Jesus, the God man, entered the world to kill death forever. He said, “The Son of Man came not to be served but to serve, and to give his life as a ransom for many.” (Matthew 20:28). “The last enemy to be destroyed is death.” (1 Corinthians 15:26) I have on my desk at work a sketch by John Hendrix which imagines the death of death as a deep chasm in the earth sucking up and swallowing bleached bones. I look at this image when I grieve the curse of sin in the world (death). I look at this image with hope because I am sure that one day we will rise to either eternal death (hell) or eternal life (heaven). This temporal life is just the seed that falls to the ground. When we pass through “the veil” we will see what living really is. “Behold, the dwelling place of God is with man. He will dwell with them, and they will be his people, and God himself will be with them as their God. he will wipe away every tear from their eyes, and death shall be no more, neither shall there be mourning, nor crying, nor pain anymore, for the former things have passed away.” (Revelation 21:3-4)

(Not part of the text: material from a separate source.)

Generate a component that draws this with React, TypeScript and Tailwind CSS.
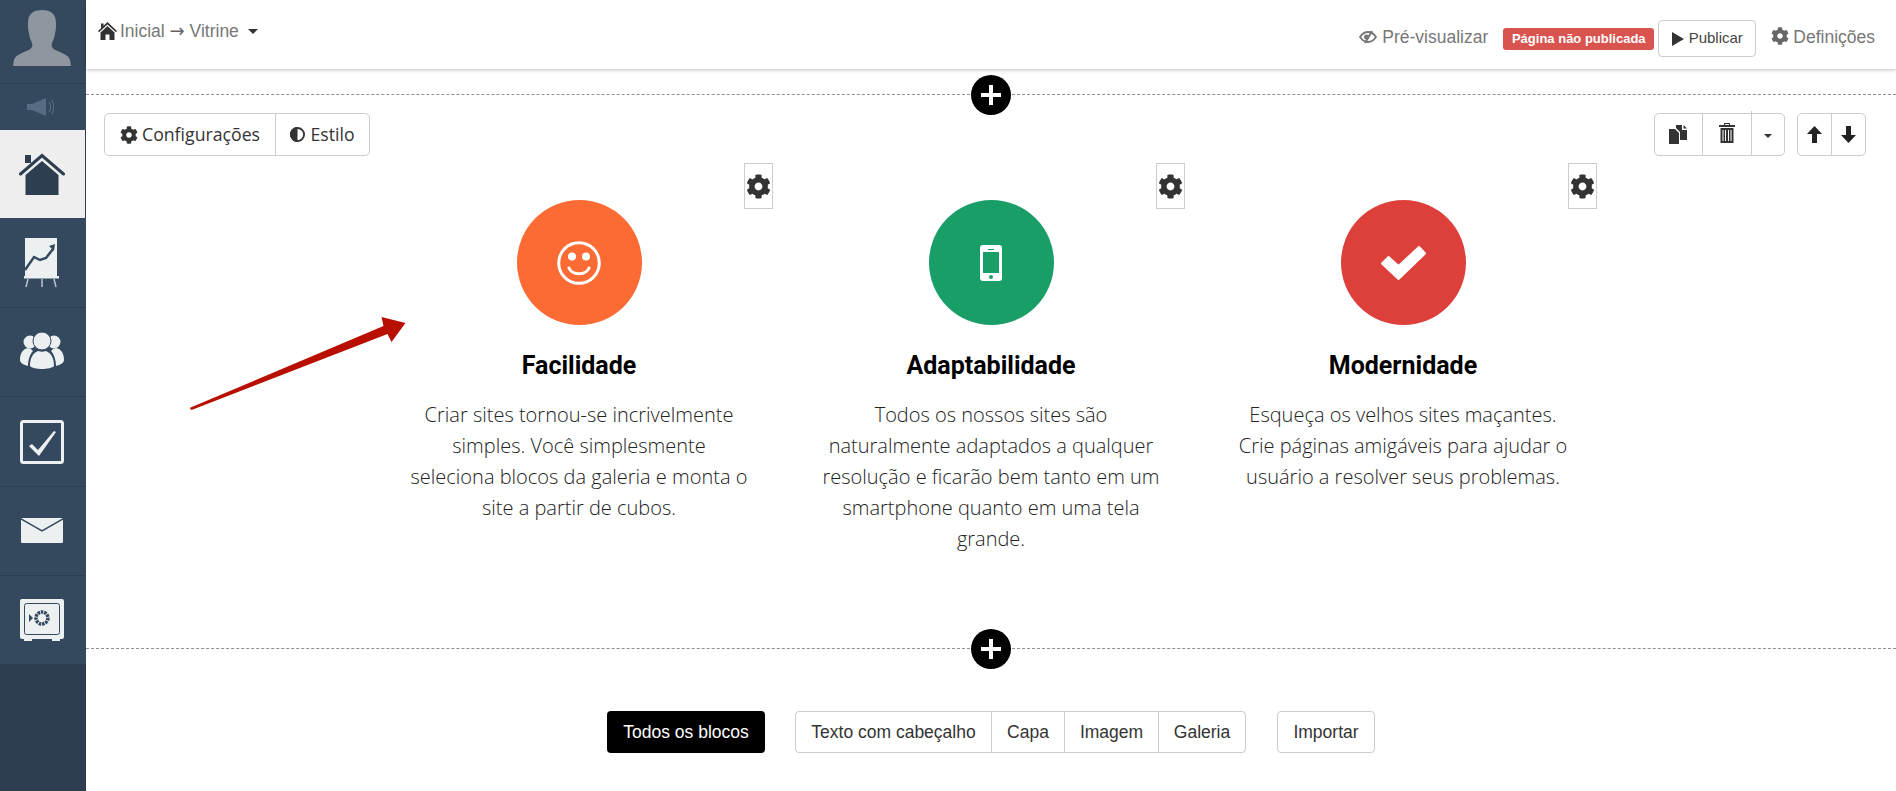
import React from "react";
import { FaCog } from "react-icons/fa";

const Sans = "font-['Liberation_Sans',Arial,sans-serif]";

function Avatar() {
  return (
    <svg width="58" height="56" viewBox="0 0 58 56" fill="#8e969f">
      <path d="M29 0c9 0 14 4 14 13 0 4 0 8-1 10 0 4-2 7-3 10-1 3 0 5 3 7 5 2 14 5 15 10l1 6H0l1-6c1-5 10-8 15-10 3-2 4-4 3-7-1-3-3-6-3-10-1-2-1-6-1-10C15 4 20 0 29 0z" />
    </svg>
  );
}
function Speaker() {
  return (
    <svg width="28" height="18" viewBox="0 0 28 18">
      <rect x="0" y="6" width="5" height="6" fill="#566c83" />
      <path d="M5 6l14-6v18L5 12z" fill="#566c83" />
      <path d="M22 4c2 3 2 7 0 10M25 2c2 4 2 10 0 14" stroke="#566c83" strokeWidth="1.2" fill="none" />
    </svg>
  );
}
function HomeIcon() {
  return (
    <svg width="46" height="42" viewBox="0 0 46 42">
      <path d="M1.500 21L23 2.500 44.500 21" fill="none" stroke="#2c3e50" strokeWidth="3" strokeLinecap="round" />
      <rect x="6" y="2" width="6" height="8" fill="#2c3e50" />
      <path d="M6.500 22L23 8l16.500 14v20h-33z" fill="#2c3e50" />
    </svg>
  );
}
function ChartIcon() {
  return (
    <svg width="36" height="50" viewBox="0 0 36 50">
      <rect x="1" y="0" width="32" height="38" fill="#ecf0f1" />
      <rect x="0" y="38" width="35" height="2.5" fill="#ecf0f1" />
      <path d="M4 41l-2 8M18 41v8M30 41l2 8" stroke="#b9c3cb" strokeWidth="1.5" />
      <path d="M1 32l9-13 6 3 6-2 7-9" fill="none" stroke="#34495e" strokeWidth="2.500" />
      <path d="M25 8l6-2-1 7z" fill="#34495e" />
    </svg>
  );
}
function PeopleIcon() {
  return (
    <svg width="44" height="40" viewBox="0 0 44 40">
      <circle cx="10" cy="10" r="6.500" fill="#ecf0f1" />
      <circle cx="34" cy="10" r="6.500" fill="#ecf0f1" />
      <path d="M0 28c0-7 3-11 8-12 4 1 4 2 5 3-3 3-5 9-5 15-4-1-8-3-8-6zM44 28c0-7-3-11-8-12-4 1-4 2-5 3 3 3 5 9 5 15 4-1 8-3 8-6z" fill="#ecf0f1" />
      <circle cx="22" cy="9" r="9" fill="#ecf0f1" stroke="#34495e" strokeWidth="1" />
      <path d="M10 34c0-8 3-13 8-15 3 1 5 1 8 0 5 2 8 7 8 15-3 4-21 4-24 0z" fill="#ecf0f1" />
    </svg>
  );
}
function CheckIcon() {
  return (
    <svg width="44" height="44" viewBox="0 0 44 44">
      <rect x="1.500" y="1.500" width="41" height="41" rx="2" fill="none" stroke="#ecf0f1" strokeWidth="3" />
      <path d="M9 26l3-2 6 6L34 11l2 1-17 24z" fill="#ecf0f1" />
    </svg>
  );
}
function MailIcon() {
  return (
    <svg width="42" height="26" viewBox="0 0 42 26">
      <rect x="0" y="0" width="42" height="25" rx="1.500" fill="#ecf0f1" />
      <path d="M0 1l21 12L42 1" fill="none" stroke="#34495e" strokeWidth="1.500" />
    </svg>
  );
}
function SafeIcon() {
  return (
    <svg width="44" height="42" viewBox="0 0 44 42">
      <path d="M2 0h40a2 2 0 012 2v36a2 2 0 01-2 2H2a2 2 0 01-2-2V2a2 2 0 012-2z" fill="#ecf0f1" />
      <rect x="4" y="40" width="8" height="2" fill="#ecf0f1" />
      <rect x="32" y="40" width="8" height="2" fill="#ecf0f1" />
      <rect x="4.500" y="4.500" width="35" height="31" rx="2" fill="none" stroke="#34495e" strokeWidth="1" />
      <circle cx="22" cy="19" r="6" fill="none" stroke="#34495e" strokeWidth="3.500" strokeDasharray="2.500 0.800" />
      <path d="M9 15l4 4-4 4z" fill="#34495e" />
    </svg>
  );
}

function Half() {
  return (
    <svg width="15" height="15" viewBox="0 0 16 16">
      <circle cx="8" cy="8" r="7" fill="#fff" stroke="#333" strokeWidth="2" />
      <path d="M8 0a8 8 0 000 16z" fill="#333" />
    </svg>
  );
}
function Copy() {
  return (
    <svg width="19" height="19" viewBox="0 0 19 19" fill="#333">
      <path d="M0 4h6l4 4v11H0z" />
      <path d="M7 3V0h6v5h5v10h-7V7z" />
      <path d="M14.500 0L18 3.500h-3.500z" />
    </svg>
  );
}
function Trash() {
  return (
    <svg width="16" height="20" viewBox="0 0 16 20" fill="#333">
      <path d="M5 0h6v2h5v2H0V2h5zM6 1v1h4V1z" fillRule="evenodd" />
      <path d="M1.500 5h13v15h-13zM3.500 7v11h1V7zM6 7v11h1V7zM9 7v11h1V7zM11.500 7v11h1V7z" fillRule="evenodd" />
    </svg>
  );
}
function ArrowUp() {
  return (
    <svg width="15" height="17" viewBox="0 0 15 17" fill="#222">
      <path d="M7.500 0L15 8H10v9H5V8H0z" />
    </svg>
  );
}
function ArrowDown() {
  return (
    <svg width="15" height="17" viewBox="0 0 15 17" fill="#222">
      <path d="M7.500 17L0 9h5V0h5v9h5z" />
    </svg>
  );
}
function Caret() {
  return <span className="inline-block w-0 h-0 border-x-[4px] border-x-transparent border-t-[4px] border-t-[#333]" />;
}
function GlyphHome() {
  return (
    <svg width="19" height="18" viewBox="0 0 19 18" fill="#333">
      <path d="M9.500 0L19 9l-1 1.200L9.500 2.500 1 10.200 0 9l3-2.800V1.500h2.500v2.300z" />
      <path d="M9.500 4L16.500 10.500V18H11.500V12.500H7.500V18H2.500V10.500z" />
    </svg>
  );
}
function GlyphEye() {
  return (
    <svg width="18" height="14" viewBox="0 0 18 14" fill="none" stroke="#777">
      <path d="M1 7c2-3 5-5 8-5s6 2 8 5c-2 3-5 5-8 5S3 10 1 7z" strokeWidth="1.800" />
      <circle cx="7.500" cy="7" r="2.500" fill="#777" stroke="none" />
      <path d="M13 1L6 13" strokeWidth="2" stroke="#777" />
    </svg>
  );
}

function Smile() {
  return (
    <svg width="44" height="44" viewBox="0 0 44 44" fill="none" stroke="#fff">
      <circle cx="22" cy="22" r="20.300" strokeWidth="3" />
      <circle cx="15" cy="15.500" r="4" fill="#fff" stroke="none" />
      <circle cx="29" cy="15.500" r="4" fill="#fff" stroke="none" />
      <path d="M12 27c3 7.500 17 7.500 20 0" strokeWidth="3" strokeLinecap="round" />
    </svg>
  );
}
function Phone() {
  return (
    <svg width="22" height="36" viewBox="0 0 22 36">
      <path d="M3 0h16a3 3 0 013 3v30a3 3 0 01-3 3H3a3 3 0 01-3-3V3a3 3 0 013-3z" fill="#fff" />
      <rect x="3" y="7" width="16" height="21" fill="#1a9e68" />
      <rect x="8" y="4" width="6" height="1" fill="#1a9e68" />
      <circle cx="11" cy="32" r="2" fill="#1a9e68" />
    </svg>
  );
}
function Tick() {
  return (
    <svg width="46" height="36" viewBox="0 0 46 36">
      <path d="M39 2L45 8.500 18.500 34 2 18.500 8.500 12 18.500 21z" fill="#fff" stroke="#fff" strokeWidth="2" strokeLinejoin="round" />
    </svg>
  );
}

function PlusBtn() {
  return (
    <div className="absolute left-1/2 -translate-x-1/2 -top-[20px] w-10 h-10 rounded-full bg-black flex items-center justify-center">
      <svg width="22" height="22" viewBox="0 0 22 22">
        <path d="M9 1h4v8h8v4h-8v8H9v-8H1V9h8z" fill="#fff" />
      </svg>
    </div>
  );
}

function Gear() {
  return (
    <div className="absolute top-[7px] right-[12px] w-[29px] h-[46px] border border-[#ccc] bg-white flex items-center justify-center">
      <FaCog className="text-[25px] text-[#333] shrink-0" />
    </div>
  );
}

const cols = [
  {
    bg: "bg-[#fd6b35]",
    icon: <Smile />,
    title: "Facilidade",
    lines: ["Criar sites tornou-se incrivelmente", "simples. Você simplesmente", "seleciona blocos da galeria e monta o", "site a partir de cubos."],
  },
  {
    bg: "bg-[#1a9e68]",
    icon: <Phone />,
    title: "Adaptabilidade",
    lines: ["Todos os nossos sites são", "naturalmente adaptados a qualquer", "resolução e ficarão bem tanto em um", "smartphone quanto em uma tela", "grande."],
  },
  {
    bg: "bg-[#dd403b]",
    icon: <Tick />,
    title: "Modernidade",
    lines: ["Esqueça os velhos sites maçantes.", "Crie páginas amigáveis para ajudar o", "usuário a resolver seus problemas."],
  },
];

const nav = [
  { icon: <HomeIcon />, h: "h-[89px]", active: true },
  { icon: <ChartIcon />, h: "h-[89px]" },
  { icon: <PeopleIcon />, h: "h-[89px]" },
  { icon: <CheckIcon />, h: "h-[90px]" },
  { icon: <MailIcon />, h: "h-[89px]" },
  { icon: <SafeIcon />, h: "h-[89px]" },
];

export default function App() {
  return (
    <div className={`flex h-[791px] w-[1896px] overflow-hidden bg-white ${Sans}`}>
      <aside className="w-[86px] shrink-0 bg-[#2d3e50] flex flex-col">
        <div className="h-[84px] bg-[#34495e] border-b border-[#2c3e50] flex justify-center pt-[10px] pr-[2px]">
          <Avatar />
        </div>
        <div className="h-[46px] bg-[#34495e] flex items-center justify-center pr-[4px]">
          <Speaker />
        </div>
        {nav.map((n, i) => (
          <div
            key={i}
            className={`${n.h} flex items-center justify-center border-b pr-[2px] ${
              n.active ? "bg-[#eeeeee] border-[#34495e] border-r border-r-[#2c3e50]" : "bg-[#34495e] border-[#2c3e50]"
            }`}
          >
            {n.icon}
          </div>
        ))}
      </aside>

      <main className="flex-1 flex flex-col min-w-0">
        <header className="h-[69px] shrink-0 flex justify-between items-start shadow-[0_1px_4px_rgba(0,0,0,0.25)] pl-[12px] pr-[21px] relative z-10 bg-white">
          <div className="flex items-center gap-[3px] mt-[20px] text-[17.500px] text-[#777] leading-[22px]">
            <GlyphHome />
            <span className="whitespace-nowrap">
              Inicial <span className="font-['DejaVu_Sans',sans-serif] text-[18px] text-[#666]">→</span> Vitrine
            </span>
            <span className="ml-[6px] mt-[1px] inline-block w-0 h-0 border-x-[5px] border-x-transparent border-t-[5px] border-t-[#333]" />
          </div>
          <div className="flex items-start">
            <div className="flex items-center gap-[5px] mt-[26px] text-[17.500px] leading-[22px] text-[#777] mr-[15px]">
              <GlyphEye />
              <span>Pré-visualizar</span>
            </div>
            <span className="mt-[28px] h-[22px] w-[151px] text-center rounded-[3px] bg-[#d9534f] text-white font-bold text-[13px] leading-[22px]">
              Página não publicada
            </span>
            <div className="ml-[4px] mt-[20px] h-[37px] w-[98px] rounded-[4px] border border-[#ccc] flex items-center justify-center gap-[5px] text-[15px] text-[#444]">
              <svg width="12" height="14" viewBox="0 0 12 14"><path d="M0 0l12 7L0 14z" fill="#333" /></svg>
              <span>Publicar</span>
            </div>
            <div className="flex items-center gap-[4px] ml-[15px] mt-[26px] text-[17.500px] leading-[22px] text-[#777]">
              <FaCog className="text-[18px] -mt-[3px] text-[#666]" />
              <span>Definições</span>
            </div>
          </div>
        </header>

        <section className="mt-[25px] h-[554px] shrink-0 border-t border-dashed border-[#8f8f8f] relative">
          <PlusBtn />
          <div className="flex justify-between pt-[18px] pl-[18px] pr-[30px]">
            <div className="flex h-[43px] border border-[#ccc] rounded-[5px] font-['Open_Sans',sans-serif] text-[17.700px] text-[#333]">
              <div className="w-[171px] flex items-center justify-center gap-[4px] border-r border-[#ccc]">
                <FaCog className="text-[18px]" />
                <span>Configurações</span>
              </div>
              <div className="w-[93px] flex items-center justify-center gap-[5px]">
                <Half />
                <span>Estilo</span>
              </div>
            </div>
            <div className="flex gap-[12px]">
              <div className="flex h-[43px] border border-[#ccc] rounded-[5px]">
                <div className="w-[48px] flex items-center justify-center border-r border-[#ccc] -mt-[1px]"><Copy /></div>
                <div className="w-[49px] flex items-center justify-center border-r border-[#ccc] -mt-[3px]"><Trash /></div>
                <div className="w-[32px] flex items-center justify-center pt-[3px]"><Caret /></div>
              </div>
              <div className="flex h-[43px] border border-[#ccc] rounded-[5px]">
                <div className="w-[34px] flex items-center justify-center border-r border-[#ccc]"><ArrowUp /></div>
                <div className="w-[33px] flex items-center justify-center"><ArrowDown /></div>
              </div>
            </div>
          </div>

          <div className="mx-auto w-[1236px] grid grid-cols-3">
            {cols.map((c) => (
              <div key={c.title} className="relative flex flex-col items-center pt-[44px]">
                <Gear />
                <div className={`w-[125px] h-[125px] rounded-full flex items-center justify-center ${c.bg}`}>{c.icon}</div>
                <h3 className="mt-[24px] font-['Roboto',sans-serif] font-bold text-[25px] leading-[34px] text-black">{c.title}</h3>
                <p className="mt-[16px] font-['Open_Sans',sans-serif] font-light text-[20px] leading-[31px] text-[#222] text-center whitespace-nowrap">
                  {c.lines.map((l, i) => (
                    <span key={i} className="block">{l}</span>
                  ))}
                </p>
              </div>
            ))}
          </div>

          <svg className="absolute left-[104px] top-[220px]" width="225" height="100" viewBox="190 315 225 100">
            <path d="M189.500 408l194-82-2-9 24 6-14 19-4-8-196 76z" fill="#b80f00" />
          </svg>
        </section>

        <div className="border-t border-dashed border-[#8f8f8f] relative flex-1">
          <PlusBtn />
          <div className="flex justify-center items-start pt-[62px] text-[17.500px] text-[#333]">
            <div className="h-[42px] w-[158px] rounded-[4px] bg-black text-white flex items-center justify-center">Todos os blocos</div>
            <div className="ml-[30px] flex h-[42px] border border-[#ccc] rounded-[4px]">
              <div className="w-[196px] flex items-center justify-center border-r border-[#ccc]">Texto com cabeçalho</div>
              <div className="w-[73px] flex items-center justify-center border-r border-[#ccc]">Capa</div>
              <div className="w-[94px] flex items-center justify-center border-r border-[#ccc]">Imagem</div>
              <div className="w-[86px] flex items-center justify-center">Galeria</div>
            </div>
            <div className="ml-[31px] h-[42px] w-[98px] border border-[#ccc] rounded-[4px] flex items-center justify-center">Importar</div>
          </div>
        </div>
      </main>
    </div>
  );
}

“The sum of all is,–the death and blood-shedding of Jesus Christ hath wrought, and doth effectually procure, for all those that are concerned in it, eternal redemption, consisting in grace here and glory hereafter.” – John Owen

These are the paths of peace. They run by still waters. They restore my soul. They deliver me from the bite of the viper that is filled with fury and poison. They enable me to hope when all hope seems lost.